I was able to train the model on type local but failed with the above error on ray cluster. Below is the model config file used for training: "dl_config": { "input_features": [ { "name": "I1", "type": "number"}, { "name": "I2", "type": "number"}, { "name": "I3", "type": "number"}, { "name": "C1", "type": "category"}, { "name": "C2", "type": "category"}, { "name": "C3", "type": "category"}, { "name": "C4", "type": "category"}, { "name": "C5", "type": "category"} "output_features": [ { "name": "Label", "type": "binary" } ], "model_type": "gbm", "trainer" : { "num_boost_round": 150, "early_stop": 30, "learning_rate": 0.001, "boosting_type": "gbdt", "num_leaves": 82 } } } )

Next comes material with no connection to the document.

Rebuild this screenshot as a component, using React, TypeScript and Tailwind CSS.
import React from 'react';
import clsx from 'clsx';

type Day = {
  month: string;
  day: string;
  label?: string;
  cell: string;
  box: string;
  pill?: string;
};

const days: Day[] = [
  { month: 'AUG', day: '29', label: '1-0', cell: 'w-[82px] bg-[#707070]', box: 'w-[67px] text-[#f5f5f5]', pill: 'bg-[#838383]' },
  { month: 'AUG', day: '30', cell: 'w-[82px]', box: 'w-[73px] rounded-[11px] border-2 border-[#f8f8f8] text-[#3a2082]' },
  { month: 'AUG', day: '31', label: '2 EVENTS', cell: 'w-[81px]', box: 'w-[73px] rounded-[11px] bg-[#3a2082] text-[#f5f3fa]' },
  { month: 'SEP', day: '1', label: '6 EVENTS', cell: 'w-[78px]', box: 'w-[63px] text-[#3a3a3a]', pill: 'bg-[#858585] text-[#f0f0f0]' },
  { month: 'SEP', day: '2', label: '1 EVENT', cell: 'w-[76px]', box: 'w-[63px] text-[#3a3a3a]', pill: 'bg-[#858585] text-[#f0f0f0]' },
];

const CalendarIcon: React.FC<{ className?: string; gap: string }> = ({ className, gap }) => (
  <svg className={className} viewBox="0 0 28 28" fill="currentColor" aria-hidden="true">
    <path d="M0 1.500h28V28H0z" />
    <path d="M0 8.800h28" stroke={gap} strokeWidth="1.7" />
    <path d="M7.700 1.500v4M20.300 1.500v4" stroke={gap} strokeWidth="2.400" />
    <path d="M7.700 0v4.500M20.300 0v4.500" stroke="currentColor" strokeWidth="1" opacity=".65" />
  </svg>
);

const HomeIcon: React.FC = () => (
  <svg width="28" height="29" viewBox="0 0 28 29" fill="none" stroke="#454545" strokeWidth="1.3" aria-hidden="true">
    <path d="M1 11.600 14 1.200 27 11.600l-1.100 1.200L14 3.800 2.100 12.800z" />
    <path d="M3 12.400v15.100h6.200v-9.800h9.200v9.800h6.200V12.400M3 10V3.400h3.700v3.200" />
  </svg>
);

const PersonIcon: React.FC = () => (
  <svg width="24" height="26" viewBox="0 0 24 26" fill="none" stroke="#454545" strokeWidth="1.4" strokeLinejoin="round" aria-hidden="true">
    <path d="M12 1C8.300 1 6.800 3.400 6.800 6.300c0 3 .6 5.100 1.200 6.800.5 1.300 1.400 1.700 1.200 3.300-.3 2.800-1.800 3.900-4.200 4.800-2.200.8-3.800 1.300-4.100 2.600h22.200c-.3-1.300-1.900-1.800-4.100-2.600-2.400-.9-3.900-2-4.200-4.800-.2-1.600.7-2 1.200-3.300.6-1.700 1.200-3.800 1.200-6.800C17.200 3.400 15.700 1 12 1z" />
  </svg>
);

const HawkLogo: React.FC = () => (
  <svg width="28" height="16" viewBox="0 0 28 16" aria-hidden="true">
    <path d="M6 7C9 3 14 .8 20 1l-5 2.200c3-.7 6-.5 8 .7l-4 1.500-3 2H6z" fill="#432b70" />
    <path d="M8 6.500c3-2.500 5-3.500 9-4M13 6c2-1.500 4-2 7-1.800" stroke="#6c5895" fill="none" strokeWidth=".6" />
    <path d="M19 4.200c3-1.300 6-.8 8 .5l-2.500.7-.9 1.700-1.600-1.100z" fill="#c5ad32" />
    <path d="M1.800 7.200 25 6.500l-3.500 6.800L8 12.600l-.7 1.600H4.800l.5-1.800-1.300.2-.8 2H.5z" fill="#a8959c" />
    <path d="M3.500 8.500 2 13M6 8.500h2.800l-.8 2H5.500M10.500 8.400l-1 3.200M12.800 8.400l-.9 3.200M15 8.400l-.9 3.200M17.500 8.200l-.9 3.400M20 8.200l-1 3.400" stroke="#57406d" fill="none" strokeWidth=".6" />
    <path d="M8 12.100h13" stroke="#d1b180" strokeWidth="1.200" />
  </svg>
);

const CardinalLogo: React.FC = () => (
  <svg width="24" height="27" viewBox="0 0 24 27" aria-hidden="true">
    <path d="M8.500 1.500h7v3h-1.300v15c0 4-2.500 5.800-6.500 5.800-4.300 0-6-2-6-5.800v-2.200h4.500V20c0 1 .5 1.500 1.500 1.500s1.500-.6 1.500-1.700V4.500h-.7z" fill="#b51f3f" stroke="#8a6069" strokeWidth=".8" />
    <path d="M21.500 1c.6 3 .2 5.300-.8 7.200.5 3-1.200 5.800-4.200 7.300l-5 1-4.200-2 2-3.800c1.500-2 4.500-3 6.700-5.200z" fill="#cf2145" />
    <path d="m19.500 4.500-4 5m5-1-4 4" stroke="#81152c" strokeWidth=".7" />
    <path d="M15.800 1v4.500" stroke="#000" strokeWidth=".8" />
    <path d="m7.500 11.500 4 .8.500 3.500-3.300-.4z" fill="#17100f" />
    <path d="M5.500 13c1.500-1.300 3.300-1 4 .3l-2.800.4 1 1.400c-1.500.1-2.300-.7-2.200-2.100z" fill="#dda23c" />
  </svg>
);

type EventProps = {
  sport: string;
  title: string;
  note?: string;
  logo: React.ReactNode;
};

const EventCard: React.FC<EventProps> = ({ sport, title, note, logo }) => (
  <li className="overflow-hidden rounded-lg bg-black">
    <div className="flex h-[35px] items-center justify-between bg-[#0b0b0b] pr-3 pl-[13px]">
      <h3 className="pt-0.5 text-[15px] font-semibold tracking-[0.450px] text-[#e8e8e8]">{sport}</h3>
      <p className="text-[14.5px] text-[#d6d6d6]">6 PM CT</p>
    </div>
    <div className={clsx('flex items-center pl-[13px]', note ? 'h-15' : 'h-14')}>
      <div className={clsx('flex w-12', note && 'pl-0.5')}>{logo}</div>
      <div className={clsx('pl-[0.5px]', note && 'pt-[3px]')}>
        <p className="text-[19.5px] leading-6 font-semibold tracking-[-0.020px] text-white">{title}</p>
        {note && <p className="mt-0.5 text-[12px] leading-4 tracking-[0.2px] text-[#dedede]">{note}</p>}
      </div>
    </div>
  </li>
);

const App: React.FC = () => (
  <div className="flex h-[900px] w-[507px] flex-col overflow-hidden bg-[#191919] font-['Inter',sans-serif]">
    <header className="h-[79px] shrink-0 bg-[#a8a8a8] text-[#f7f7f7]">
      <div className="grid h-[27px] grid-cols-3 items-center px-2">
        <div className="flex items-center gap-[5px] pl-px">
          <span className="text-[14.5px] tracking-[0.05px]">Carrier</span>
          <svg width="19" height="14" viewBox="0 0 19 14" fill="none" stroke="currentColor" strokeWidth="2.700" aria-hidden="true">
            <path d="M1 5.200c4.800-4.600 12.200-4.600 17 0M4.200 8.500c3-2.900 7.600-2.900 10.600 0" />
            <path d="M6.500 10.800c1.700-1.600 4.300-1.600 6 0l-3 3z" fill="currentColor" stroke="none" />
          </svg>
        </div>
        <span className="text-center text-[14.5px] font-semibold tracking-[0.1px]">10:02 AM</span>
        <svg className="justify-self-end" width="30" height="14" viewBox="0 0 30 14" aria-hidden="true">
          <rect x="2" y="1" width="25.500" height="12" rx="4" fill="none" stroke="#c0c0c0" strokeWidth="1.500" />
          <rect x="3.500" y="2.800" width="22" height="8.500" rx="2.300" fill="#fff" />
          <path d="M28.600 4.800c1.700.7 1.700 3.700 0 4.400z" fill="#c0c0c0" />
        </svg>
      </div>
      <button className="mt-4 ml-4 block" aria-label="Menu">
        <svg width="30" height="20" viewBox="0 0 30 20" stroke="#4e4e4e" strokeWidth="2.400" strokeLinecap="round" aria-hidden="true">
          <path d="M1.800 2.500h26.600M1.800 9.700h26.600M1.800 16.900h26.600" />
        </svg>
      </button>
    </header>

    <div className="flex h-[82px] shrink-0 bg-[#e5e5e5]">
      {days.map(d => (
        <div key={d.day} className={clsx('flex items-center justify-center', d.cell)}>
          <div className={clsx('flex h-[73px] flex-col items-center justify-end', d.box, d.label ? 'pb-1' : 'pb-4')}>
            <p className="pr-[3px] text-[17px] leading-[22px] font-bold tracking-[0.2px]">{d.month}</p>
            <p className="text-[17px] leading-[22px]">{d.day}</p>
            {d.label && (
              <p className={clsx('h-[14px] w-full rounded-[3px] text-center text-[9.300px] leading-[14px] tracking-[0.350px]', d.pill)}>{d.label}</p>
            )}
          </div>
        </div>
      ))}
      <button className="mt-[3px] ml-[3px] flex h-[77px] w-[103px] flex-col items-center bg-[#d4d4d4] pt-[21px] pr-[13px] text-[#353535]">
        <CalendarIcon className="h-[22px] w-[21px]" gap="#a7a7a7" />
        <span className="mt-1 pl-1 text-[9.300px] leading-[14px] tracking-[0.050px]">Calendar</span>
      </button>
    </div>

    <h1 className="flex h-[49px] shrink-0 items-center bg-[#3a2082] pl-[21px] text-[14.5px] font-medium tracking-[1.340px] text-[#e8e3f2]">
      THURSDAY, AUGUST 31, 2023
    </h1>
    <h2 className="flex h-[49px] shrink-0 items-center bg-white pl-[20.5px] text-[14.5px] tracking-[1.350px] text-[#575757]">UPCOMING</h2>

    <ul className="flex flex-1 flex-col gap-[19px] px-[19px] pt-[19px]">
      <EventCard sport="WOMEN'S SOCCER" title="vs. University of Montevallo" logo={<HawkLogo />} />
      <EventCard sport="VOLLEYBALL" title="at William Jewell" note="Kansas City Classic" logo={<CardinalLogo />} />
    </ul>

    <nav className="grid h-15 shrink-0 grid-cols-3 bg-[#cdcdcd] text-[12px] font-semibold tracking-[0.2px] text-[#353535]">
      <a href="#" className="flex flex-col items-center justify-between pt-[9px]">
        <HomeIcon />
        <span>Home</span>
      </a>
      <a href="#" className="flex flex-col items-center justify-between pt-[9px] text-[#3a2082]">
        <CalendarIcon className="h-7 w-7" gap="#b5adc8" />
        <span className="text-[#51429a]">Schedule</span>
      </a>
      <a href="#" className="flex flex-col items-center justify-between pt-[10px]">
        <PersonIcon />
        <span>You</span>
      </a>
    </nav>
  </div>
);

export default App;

rishabr-aizencorp commented 7 months ago

We were able to start the training after including setting "num_workers" : 2 as shown below. "backend": {"type":"ray", "trainer":{"num_workers": 2, "resources_per_worker":{"CPU": 1}}

However, during prediction with ludwig[distributed,tree] , we are getting below exception :

(ServeReplica:recomd.recomd_model_nw_1_serve:prediction pid=1283) from sklearn.ensemble import ( (ServeReplica:recomd.recomd_model_nw_1_serve:prediction pid=1283) ImportError: cannot import name 'HistGradientBoostingClassifier' from 'sklearn.ensemble' (/opt/foresight_venv/lib/python3.8/site-packages/sklearn/ensemble/init.py)

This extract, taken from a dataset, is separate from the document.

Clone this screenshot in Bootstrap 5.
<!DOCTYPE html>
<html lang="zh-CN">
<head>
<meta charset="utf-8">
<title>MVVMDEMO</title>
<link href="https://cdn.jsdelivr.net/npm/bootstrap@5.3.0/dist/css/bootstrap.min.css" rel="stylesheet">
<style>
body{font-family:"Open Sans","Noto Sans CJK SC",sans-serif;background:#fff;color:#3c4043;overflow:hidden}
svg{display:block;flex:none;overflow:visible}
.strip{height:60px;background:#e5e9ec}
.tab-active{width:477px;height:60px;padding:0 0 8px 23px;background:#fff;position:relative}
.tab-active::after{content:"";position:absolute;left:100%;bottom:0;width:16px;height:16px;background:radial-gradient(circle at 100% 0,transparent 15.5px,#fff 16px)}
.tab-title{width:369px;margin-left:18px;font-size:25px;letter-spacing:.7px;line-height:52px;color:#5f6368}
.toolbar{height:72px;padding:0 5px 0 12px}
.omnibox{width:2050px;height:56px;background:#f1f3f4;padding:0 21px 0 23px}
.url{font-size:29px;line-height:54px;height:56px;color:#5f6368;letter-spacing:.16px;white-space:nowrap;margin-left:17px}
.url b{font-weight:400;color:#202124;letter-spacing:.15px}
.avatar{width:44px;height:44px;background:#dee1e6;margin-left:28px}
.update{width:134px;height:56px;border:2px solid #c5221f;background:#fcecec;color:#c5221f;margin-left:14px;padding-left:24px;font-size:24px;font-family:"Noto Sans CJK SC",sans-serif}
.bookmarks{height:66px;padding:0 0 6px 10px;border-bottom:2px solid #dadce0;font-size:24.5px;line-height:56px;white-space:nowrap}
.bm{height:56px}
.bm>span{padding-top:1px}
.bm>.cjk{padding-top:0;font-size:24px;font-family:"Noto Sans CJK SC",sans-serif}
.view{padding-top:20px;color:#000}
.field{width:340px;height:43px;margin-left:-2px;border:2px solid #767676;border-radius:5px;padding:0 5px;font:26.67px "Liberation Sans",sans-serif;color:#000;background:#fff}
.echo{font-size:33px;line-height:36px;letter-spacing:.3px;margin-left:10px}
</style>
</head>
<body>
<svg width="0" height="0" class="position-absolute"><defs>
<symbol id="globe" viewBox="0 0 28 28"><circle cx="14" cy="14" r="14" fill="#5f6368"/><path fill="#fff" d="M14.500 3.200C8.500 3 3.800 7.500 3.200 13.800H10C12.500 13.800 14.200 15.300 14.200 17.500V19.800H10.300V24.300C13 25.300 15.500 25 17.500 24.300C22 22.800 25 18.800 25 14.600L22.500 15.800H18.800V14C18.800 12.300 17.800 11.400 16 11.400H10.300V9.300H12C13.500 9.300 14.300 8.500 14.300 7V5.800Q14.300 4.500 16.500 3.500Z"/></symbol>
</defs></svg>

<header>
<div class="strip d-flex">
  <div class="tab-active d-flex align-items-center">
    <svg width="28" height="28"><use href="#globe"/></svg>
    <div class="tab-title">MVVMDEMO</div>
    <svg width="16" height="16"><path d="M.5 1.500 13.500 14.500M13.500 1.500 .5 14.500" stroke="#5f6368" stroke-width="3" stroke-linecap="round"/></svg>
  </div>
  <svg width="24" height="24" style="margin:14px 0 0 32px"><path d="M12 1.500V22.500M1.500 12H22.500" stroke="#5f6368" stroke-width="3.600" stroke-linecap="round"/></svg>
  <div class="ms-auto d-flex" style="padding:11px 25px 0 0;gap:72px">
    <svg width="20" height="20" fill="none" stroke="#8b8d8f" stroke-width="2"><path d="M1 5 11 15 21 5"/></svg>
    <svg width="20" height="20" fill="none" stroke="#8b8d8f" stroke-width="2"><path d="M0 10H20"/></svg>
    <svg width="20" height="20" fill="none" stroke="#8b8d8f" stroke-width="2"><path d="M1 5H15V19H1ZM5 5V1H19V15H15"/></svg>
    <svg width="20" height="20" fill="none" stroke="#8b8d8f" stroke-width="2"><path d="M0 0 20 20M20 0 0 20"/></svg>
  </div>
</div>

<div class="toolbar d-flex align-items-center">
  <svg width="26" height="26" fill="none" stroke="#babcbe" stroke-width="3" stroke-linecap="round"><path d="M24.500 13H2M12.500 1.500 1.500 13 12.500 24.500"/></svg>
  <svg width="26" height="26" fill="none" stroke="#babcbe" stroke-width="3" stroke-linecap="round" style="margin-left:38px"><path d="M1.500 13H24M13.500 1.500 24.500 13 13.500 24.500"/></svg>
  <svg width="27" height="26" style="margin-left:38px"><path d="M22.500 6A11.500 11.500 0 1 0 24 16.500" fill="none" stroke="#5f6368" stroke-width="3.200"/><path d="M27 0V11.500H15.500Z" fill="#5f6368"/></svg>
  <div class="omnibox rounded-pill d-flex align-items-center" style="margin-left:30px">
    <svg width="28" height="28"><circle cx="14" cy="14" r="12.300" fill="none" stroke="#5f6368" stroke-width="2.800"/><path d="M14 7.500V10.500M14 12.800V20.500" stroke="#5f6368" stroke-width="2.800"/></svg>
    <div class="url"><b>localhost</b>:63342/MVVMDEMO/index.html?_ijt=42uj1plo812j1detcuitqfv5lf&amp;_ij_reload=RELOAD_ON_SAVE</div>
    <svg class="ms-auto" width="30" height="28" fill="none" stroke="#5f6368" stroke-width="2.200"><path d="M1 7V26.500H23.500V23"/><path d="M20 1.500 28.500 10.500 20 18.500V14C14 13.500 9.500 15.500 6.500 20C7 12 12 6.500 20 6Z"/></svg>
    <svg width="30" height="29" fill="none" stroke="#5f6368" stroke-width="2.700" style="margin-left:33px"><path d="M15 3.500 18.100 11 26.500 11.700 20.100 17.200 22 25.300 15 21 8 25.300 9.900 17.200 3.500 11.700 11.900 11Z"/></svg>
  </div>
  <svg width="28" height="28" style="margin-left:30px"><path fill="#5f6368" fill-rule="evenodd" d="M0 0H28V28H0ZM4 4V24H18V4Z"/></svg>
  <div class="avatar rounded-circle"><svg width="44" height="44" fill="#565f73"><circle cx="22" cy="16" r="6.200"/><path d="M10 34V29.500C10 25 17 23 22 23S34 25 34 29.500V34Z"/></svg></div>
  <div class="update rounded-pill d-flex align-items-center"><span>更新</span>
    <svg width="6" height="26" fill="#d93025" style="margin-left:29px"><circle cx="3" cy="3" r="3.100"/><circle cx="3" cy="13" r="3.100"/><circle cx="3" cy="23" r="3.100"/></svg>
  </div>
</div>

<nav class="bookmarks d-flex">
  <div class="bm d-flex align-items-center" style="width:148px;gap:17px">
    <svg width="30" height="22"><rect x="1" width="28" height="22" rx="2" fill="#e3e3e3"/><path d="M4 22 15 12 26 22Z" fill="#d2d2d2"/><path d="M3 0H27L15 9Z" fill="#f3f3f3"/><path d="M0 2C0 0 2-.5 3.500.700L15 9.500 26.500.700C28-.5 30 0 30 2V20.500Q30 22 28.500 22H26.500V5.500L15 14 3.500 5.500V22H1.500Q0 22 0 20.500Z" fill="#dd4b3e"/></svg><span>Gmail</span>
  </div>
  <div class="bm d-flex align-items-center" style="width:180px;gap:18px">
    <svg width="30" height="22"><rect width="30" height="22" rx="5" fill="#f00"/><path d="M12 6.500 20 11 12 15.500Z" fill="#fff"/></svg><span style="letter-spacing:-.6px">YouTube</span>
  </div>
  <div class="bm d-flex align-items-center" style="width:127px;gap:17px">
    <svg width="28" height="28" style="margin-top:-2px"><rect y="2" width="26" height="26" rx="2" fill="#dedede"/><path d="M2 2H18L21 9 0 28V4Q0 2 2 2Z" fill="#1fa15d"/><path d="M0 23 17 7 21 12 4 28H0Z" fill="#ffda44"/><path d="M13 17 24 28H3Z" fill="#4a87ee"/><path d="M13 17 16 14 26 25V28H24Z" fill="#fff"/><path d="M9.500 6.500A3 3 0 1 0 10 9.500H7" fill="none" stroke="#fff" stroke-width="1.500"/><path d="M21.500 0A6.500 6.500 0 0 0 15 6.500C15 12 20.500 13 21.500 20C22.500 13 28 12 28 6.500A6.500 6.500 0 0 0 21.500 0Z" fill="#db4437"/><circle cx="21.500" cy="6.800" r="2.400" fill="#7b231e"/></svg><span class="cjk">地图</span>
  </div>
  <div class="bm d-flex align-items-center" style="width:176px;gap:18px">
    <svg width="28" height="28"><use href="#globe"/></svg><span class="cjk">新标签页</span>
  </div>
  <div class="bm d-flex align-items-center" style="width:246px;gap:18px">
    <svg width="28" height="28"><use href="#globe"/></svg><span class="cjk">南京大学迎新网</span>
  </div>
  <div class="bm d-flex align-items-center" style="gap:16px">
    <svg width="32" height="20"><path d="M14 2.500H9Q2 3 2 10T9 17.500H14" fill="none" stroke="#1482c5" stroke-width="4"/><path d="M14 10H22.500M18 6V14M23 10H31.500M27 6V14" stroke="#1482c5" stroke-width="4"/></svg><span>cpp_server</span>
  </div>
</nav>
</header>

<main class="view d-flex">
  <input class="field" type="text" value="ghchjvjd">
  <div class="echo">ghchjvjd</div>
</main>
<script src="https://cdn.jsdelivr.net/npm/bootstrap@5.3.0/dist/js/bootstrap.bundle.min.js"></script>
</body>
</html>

The complete error message - lightgbm_prediction_error.txt

The requirements for ludwig[distributed,tree]==0.8.2 - ludwig_distributed_tree.txt

arnavgarg1 commented 6 months ago

Hi @rishabr-aizencorp! Thanks for flagging the issue and for the requirements.txt file. It does seem peculiar that it complains about an importError, given that:

  1. You are on scikit-learn 0.23.2
  2. HistGradientBoostingClassifier is supported as of scikit-learn 0.21
  3. Here are the docs in scikit-learn 0.23.2 that should logically support this import: https://scikit-learn.org/0.23/modules/generated/sklearn.ensemble.HistGradientBoostingClassifier.html#sklearn.ensemble.HistGradientBoostingClassifier

I think we may need a few days to reproduce the issue and come back with a solution.